Na tentativa de acolher essa forma de percepção, comunicação e expressão, a literatura ficcional, a partir da seleção de um narrador, faz conviverem e concorrerem com ele outros seres ficcionais, os personagens. Com a multiplicidade de consciências (percepções, compreensões), de que participam narrador e personagens, modo dialógico, a palavra sobre o mundo ficcional fica mais verossímil. Torna, simultaneamente, por esse procedimento, um pouco mais verossímil e compreensível o mundo concreto-sensorial relacionado ao imaginário, para além do tecido sígnico do texto ficcional. A verdade, como a se tem tratado vulgarmente, fica fora de cogitação. Assim se compõe o texto da autoficção ou a memória autobiográfica.


Na novela em questão, Carlos é o menino, mas não o narrador. As tomadas narrativas são feitas por narrador em terceira pessoa, mas sob o ponto de vista de Carlos. A narrativa parte da infância e vai à mocidade do personagem sobre quem se fixa o olhar narrador. Sai do interior de São João (parte do antigo nome do município de Quaraí;  na narrativa, é o nome do município ficcionalizado de onde Carlos provém) e vem a Porto Alegre. A experiência anterior do menino é de mundo livre, de brinquedos e relações sociais infantis na Campanha. Espera-o austero internato dirigido por religiosos, em que desconfiança e violência psicológica põem medo. Carlos se sente isolado, ignorado, incompreendido e estranho ao novo mundo social e ignorante dele. Sente-se crescer apenas quando pode deixar o colégio e viver o mundo urbano de Porto Alegre, por decisão que toma.


Durante a narrativa, Colégio Anchieta, Hotel Lagache, Porto Alegre mantêm seus nomes verdadeiros, entre outros.


A literatura, como a mais clara das artes (embora ambígua, em busca da interpretação), possibilita memória de maior evidência.
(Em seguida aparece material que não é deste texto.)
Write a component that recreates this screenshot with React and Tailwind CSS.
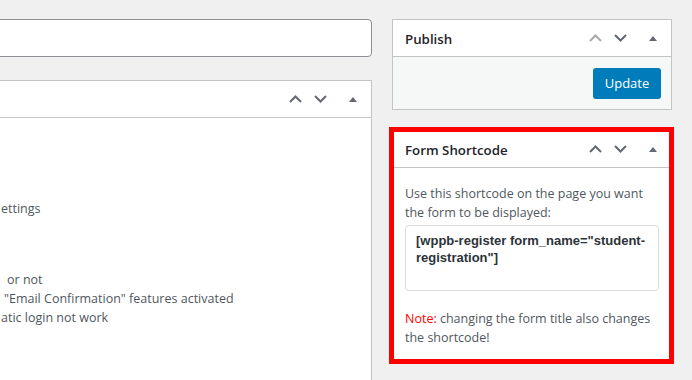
import React from 'react';

const font = { fontFamily: '"Open Sans", "Noto Sans", sans-serif' };

const ChevronUp = ({ color = '#646970' }) => (
  <svg width="13" height="8" viewBox="0 0 13 8" fill="none">
    <path d="M1 7L6.5 1.5L12 7" stroke={color} strokeWidth="2" />
  </svg>
);

const ChevronDown = ({ color = '#646970' }) => (
  <svg width="13" height="8" viewBox="0 0 13 8" fill="none">
    <path d="M1 1L6.5 6.5L12 1" stroke={color} strokeWidth="2" />
  </svg>
);

const Triangle = () => (
  <svg width="8" height="5" viewBox="0 0 8 5">
    <path d="M0 5L4 0L8 5Z" fill="#646970" />
  </svg>
);

// order + toggle buttons on the right of each box header
const HandleActions = ({ upDisabled = false }) => (
  <div className="flex items-center pr-[14px]">
    <ChevronUp color={upDisabled ? '#a7aaad' : '#646970'} />
    <span className="ml-[12px] flex">
      <ChevronDown />
    </span>
    <span className="ml-[22px] flex">
      <Triangle />
    </span>
  </div>
);

const BoxHeader = ({ title, upDisabled }) => (
  <div className="flex h-[37px] items-center justify-between border-b border-[#c3c4c7] pl-[12px]">
    <h2 className="mt-[4px] text-[13.3px] font-semibold text-[#1d2327]">{title}</h2>
    <HandleActions upDisabled={upDisabled} />
  </div>
);

export default function App() {
  return (
    <div className="h-[380px] overflow-hidden bg-[#f0f0f1]" style={font}>
      <div className="ml-[-10px] flex gap-5 pt-[19px]">
        {/* main column */}
        <div className="w-[382px] shrink-0">
          <div className="h-[38px] rounded border border-[#8c8f94] bg-white" />
          <div className="mt-[23px] h-[400px] border border-[#c3c4c7] bg-white">
            <BoxHeader title="" />
            <div className="text-[12.5px] leading-[19px] text-[#50575e]">
              <p className="mt-[81px] pl-[10px]">ettings</p>
              <p className="mt-[52px] pl-[16px]">or not</p>
              <p className="pl-[13px]">"Email Confirmation" features activated</p>
              <p className="pl-[10px]">atic login not work</p>
            </div>
          </div>
        </div>

        {/* sidebar */}
        <div className="w-[280px] shrink-0">
          <div className="border border-[#c3c4c7] bg-white">
            <BoxHeader title="Publish" upDisabled />
            <div className="flex justify-end bg-[#f6f7f7] px-[10px] pb-[10px] pt-[11px]">
              <button className="h-[31px] w-[68px] rounded-[3px] bg-[#007cba] text-[13px] text-white">
                Update
              </button>
            </div>
          </div>

          <div className="relative mt-[20px] border border-[#c3c4c7] bg-white">
            <BoxHeader title="Form Shortcode" />
            <div className="px-[12px] pb-[12px] pt-[16px] text-[12.5px] leading-[19px] text-[#50575e]">
              <p>Use this shortcode on the page you want the form to be displayed:</p>
              <div
                className="mt-[3px] h-[66px] rounded border border-[#dcdcde] bg-white px-[10px] pt-[6px] text-[13px] font-bold leading-[17px] text-[#2c3338]"
                style={{ fontFamily: '"Liberation Sans", Arial, sans-serif' }}
              >
                [wppb-register form_name="student-registration"]
              </div>
              <p className="mt-[18px]">
                <span className="text-[#ff0000]">Note:</span> changing the form title also changes the shortcode!
              </p>
            </div>
            {/* red highlight box drawn over the screenshot */}
            <div className="pointer-events-none absolute left-[-4px] right-[-3px] top-[-4px] bottom-[-5px] border-[5px] border-[#ff0000]" />
          </div>
        </div>
      </div>
    </div>
  );
}
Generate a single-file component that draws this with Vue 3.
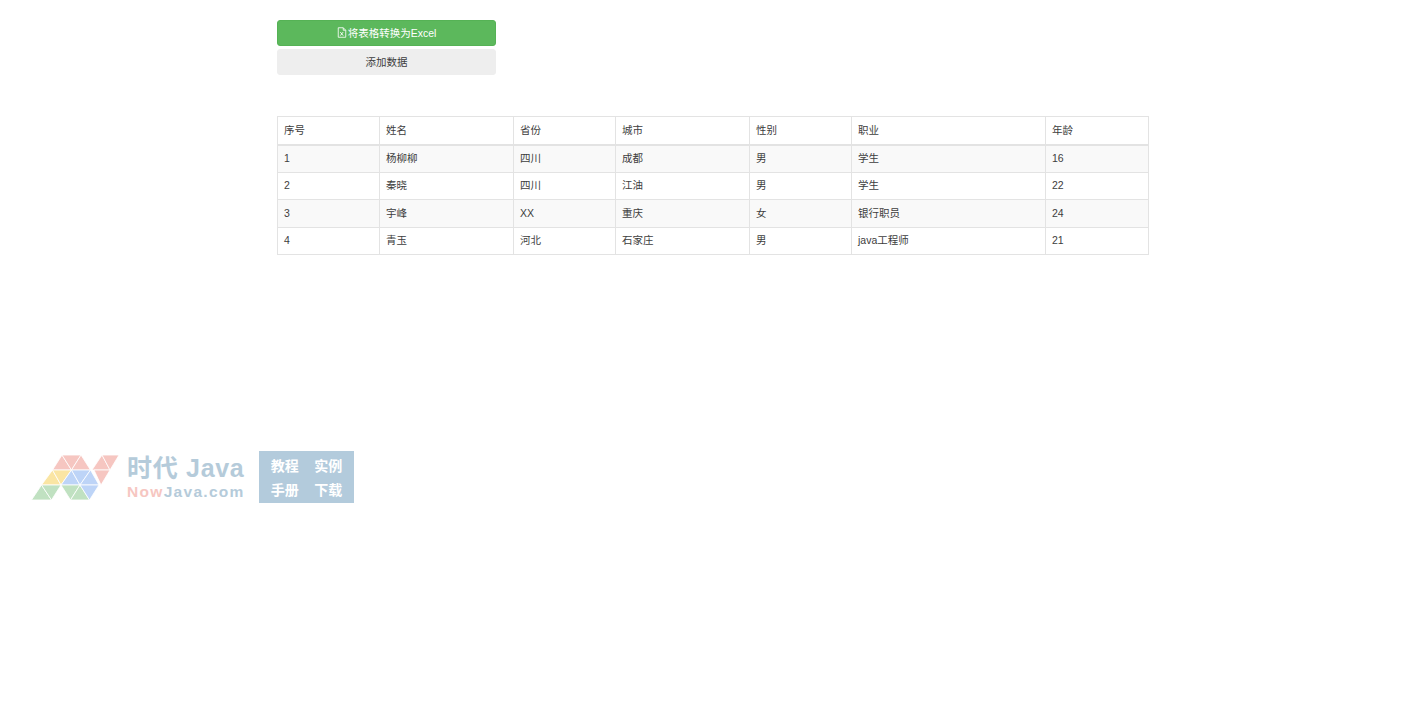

De que outra maneira teríamos hoje a memória das transformações das condições familiares do Rio Grande, entre a Campanha, então poderosa, e a vida urbana em Porto Alegre, no início da segunda década do século 20? De que outra maneira poderíamos avaliar as transformações pessoais dos jovens que se deslocavam de um mundo completo em si mesmo a outro, de dúvidas, medos e perspetivas novas?


Há outros exemplos brasileiros conhecidos, construídos através de técnicas semelhantes à empregada em Um menino vai para o colégio: Memórias do cárcere de Graciliano Ramos, Memórias do coronel Falcão de Aureliano de Figueiredo Pinto, Solo de clarineta de Erico Verissimo.